B. La confirmation par l’objectif de protection du créancier
L’interprétation de la Cour est confortée par la finalité de la directive 2011/7, qui est de lutter contre les retards de paiement dans les transactions commerciales afin d’assurer le bon fonctionnement du marché intérieur. Comme le rappelle la décision, les retards de paiement affectent négativement les liquidités des entreprises, compliquent leur gestion financière et nuisent à leur compétitivité.

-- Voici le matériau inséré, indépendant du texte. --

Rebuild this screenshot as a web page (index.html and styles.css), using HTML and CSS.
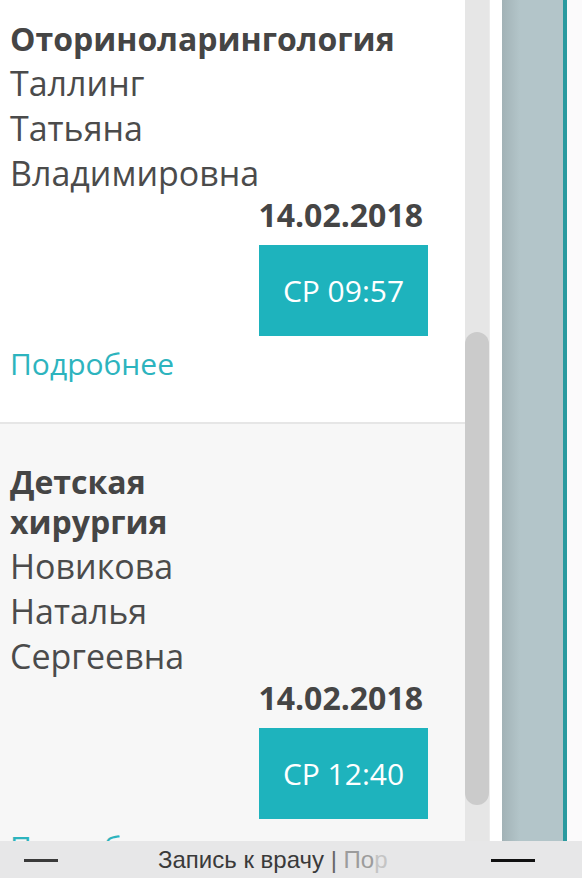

Le dispositif vise donc non seulement à décourager de tels retards, mais aussi à garantir au créancier une indemnisation pour les frais de recouvrement exposés.
Adopter une interprétation restrictive de la notion de « montant dû » irait à l’encontre de cet objectif. Cela reviendrait à priver le créancier de toute protection contre les retards de paiement portant sur les sommes accessoires, alors même que ces retards ont des conséquences préjudiciables similaires sur sa trésorerie. Une telle lecture créerait une distinction artificielle entre les différentes obligations de paiement issues d’un même contrat. Elle affaiblirait l’effet dissuasif de la directive, en permettant au débiteur de différer le règlement de certaines factures sans encourir les sanctions prévues. La Cour en conclut logiquement que la protection du créancier doit s’appliquer à l’ensemble des montants que le débiteur s’est engagé à payer.

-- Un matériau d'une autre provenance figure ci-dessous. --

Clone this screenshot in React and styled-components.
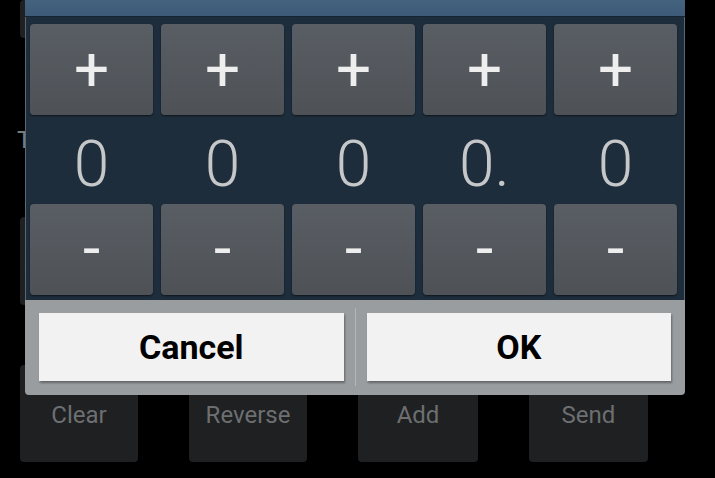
import React from 'react';
import styled, {createGlobalStyle} from 'styled-components';

const GlobalStyle = createGlobalStyle`
  html, body {
    margin: 0;
    padding: 0;
    background: #000;
  }

  body {
    font-family: Roboto, "Liberation Sans", sans-serif;
  }
`

const Screen = styled.div`
  position: relative;
  width: 715px;
  height: 478px;
  overflow: hidden;
  background: #000;
`

const Page = styled.div`
  display: flex;
  flex-direction: column;
  padding-left: 20px;
`

const KeyRow = styled.div`
  display: flex;
  gap: 51px;
  margin-top: ${props => props.top || 0}px;
`

const Key = styled.div`
  width: ${props => props.w || 118}px;
  height: ${props => props.h || 97}px;
  background: #1e2022;
  border-radius: 4px;
  display: flex;
  justify-content: center;
  padding-top: 36px;
  box-sizing: border-box;
  font-size: 24px;
  color: #6d6f71;
`

const Label = styled.div`
  margin: 88px 0 0 -3px;
  font-size: 24px;
  line-height: 28px;
  color: #7b7b7b;
`

const Dialog = styled.div`
  position: absolute;
  left: 25px;
  top: 0;
  width: 660px;
  height: 395px;
  display: flex;
  flex-direction: column;
  border-radius: 0 0 4px 4px;
  overflow: hidden;
`

const Title = styled.div`
  height: 16px;
  background: linear-gradient(#44637f, #3d5b78);
  border-bottom: 1px solid #172330;
`

const Body = styled.div`
  background: #1e2d3c;
  padding: 7px 6px 5px 5px;
  display: grid;
  grid-template-columns: repeat(5, 123px);
  grid-template-rows: 91px 89px 91px;
  column-gap: 8px;
  box-shadow: inset 1px 0 0 rgba(130, 140, 150, 0.6), inset -1px 0 0 rgba(130, 140, 150, 0.6);
`

const StepButton = styled.div`
  background: linear-gradient(#595e64, #4e5257);
  border-radius: 4px;
  box-shadow: 0 1px 2px rgba(0, 0, 0, 0.55);
  display: flex;
  align-items: center;
  justify-content: center;
  color: #eeeeee;
  font-size: 62px;
  line-height: 1;
  padding-bottom: ${props => props.minus ? 4 : 2}px;
  box-sizing: border-box;
`

const Digit = styled.div`
  display: flex;
  align-items: center;
  justify-content: center;
  color: #c6c7c8;
  font-size: 64px;
  font-weight: 300;
  line-height: 1;
  padding-top: 10px;
`

const Actions = styled.div`
  flex: 1;
  background: #999d9f;
  display: flex;
  align-items: center;
  padding: 0 14px 1px 14px;
`

const ActionButton = styled.div`
  flex: 1;
  height: 68px;
  background: #f2f2f2;
  box-shadow: 1px 2px 2px rgba(0, 0, 0, 0.35);
  display: flex;
  align-items: center;
  justify-content: center;
  color: #000;
  font-size: 34px;
  font-weight: 700;
`

const Divider = styled.div`
  width: 1px;
  height: 78px;
  margin: 0 11px;
  background: #b3b6b8;
`

const digits = ['0', '0', '0', '0.', '0'];

export default function App() {
    return (
        <Screen>
            <GlobalStyle/>
            <Page>
                <KeyRow>
                    <Key h={38}/>
                    <Key h={38}/>
                    <Key h={38}/>
                    <Key h={38}/>
                </KeyRow>
                <Label>Total</Label>
                <KeyRow top={63}>
                    <Key h={88}/>
                    <Key h={88}/>
                    <Key h={88}/>
                    <Key h={88}/>
                </KeyRow>
                <KeyRow top={60}>
                    <Key>Clear</Key>
                    <Key>Reverse</Key>
                    <Key w={120}>Add</Key>
                    <Key w={119}>Send</Key>
                </KeyRow>
            </Page>
            <Dialog>
                <Title/>
                <Body>
                    {digits.map((d, i) => <StepButton key={'p' + i}>+</StepButton>)}
                    {digits.map((d, i) => <Digit key={'d' + i}>{d}</Digit>)}
                    {digits.map((d, i) => <StepButton minus key={'m' + i}>-</StepButton>)}
                </Body>
                <Actions>
                    <ActionButton>Cancel</ActionButton>
                    <Divider/>
                    <ActionButton>OK</ActionButton>
                </Actions>
            </Dialog>
        </Screen>
    );
}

II. La consolidation de l’efficacité du dispositif contre les retards de paiement
En consacrant une approche unifiée des obligations de paiement, la Cour de justice renforce la portée pratique de la directive (A). Cette solution assure une plus grande sécurité juridique aux créanciers dans l’ensemble des relations commerciales et pas seulement dans le cadre des baux (B).
A. La primauté de l’engagement contractuel sur la nature de la créance
La décision affirme implicitement la prééminence de l’accord des parties dans la détermination des sommes couvertes par le dispositif. Peu importe la nature de la dette, qu’il s’agisse de la rémunération d’un service ou du remboursement de frais. Dès lors que le débiteur s’est contractuellement engagé à payer une somme en lien avec la transaction commerciale, cette somme constitue un « montant dû » au sens de la directive. Le retard dans son paiement ouvre donc droit, pour le créancier, aux intérêts moratoires et à l’indemnité forfaitaire pour frais de recouvrement.
Cette solution prévient les manœuvres dilatoires qui consisteraient à contester la nature de certaines factures pour échapper aux pénalités. Elle garantit que l’ensemble de la relation économique entre les entreprises est pris en compte. L’équilibre du contrat est ainsi respecté, car le créancier ne doit pas supporter les conséquences d’un retard de paiement pour des coûts qu’il n’a fait qu’avancer. La décision assure une application cohérente du droit de l’Union, en alignant le régime des sanctions sur la réalité économique des transactions.
B. La portée pratique de la solution au-delà des baux commerciaux
Bien que l’affaire concerne un contrat de location professionnelle, la portée de la solution est générale. Elle s’étend à toutes les transactions commerciales entre entreprises où le contrat met à la charge d’une partie le remboursement de frais engagés par l’autre. On peut penser aux contrats de prestation de services incluant le remboursement de frais de déplacement ou aux contrats d’entreprise prévoyant la refacturation de matériaux. Dans tous ces cas, le créancier pourra se prévaloir de la protection offerte par la directive pour l’ensemble des factures impayées, et non pour les seules factures relatives à sa prestation principale.
Cette clarification renforce considérablement la sécurité juridique pour les opérateurs économiques. Les entreprises créancières savent désormais que l’intégralité de leurs créances contractuelles est couverte par le mécanisme de lutte contre les retards de paiement. La décision de la Cour de justice assure ainsi une application plus complète et effective de la directive 2011/7, en garantissant que son effet dissuasif s’applique à la totalité des flux financiers convenus entre les partenaires commerciaux.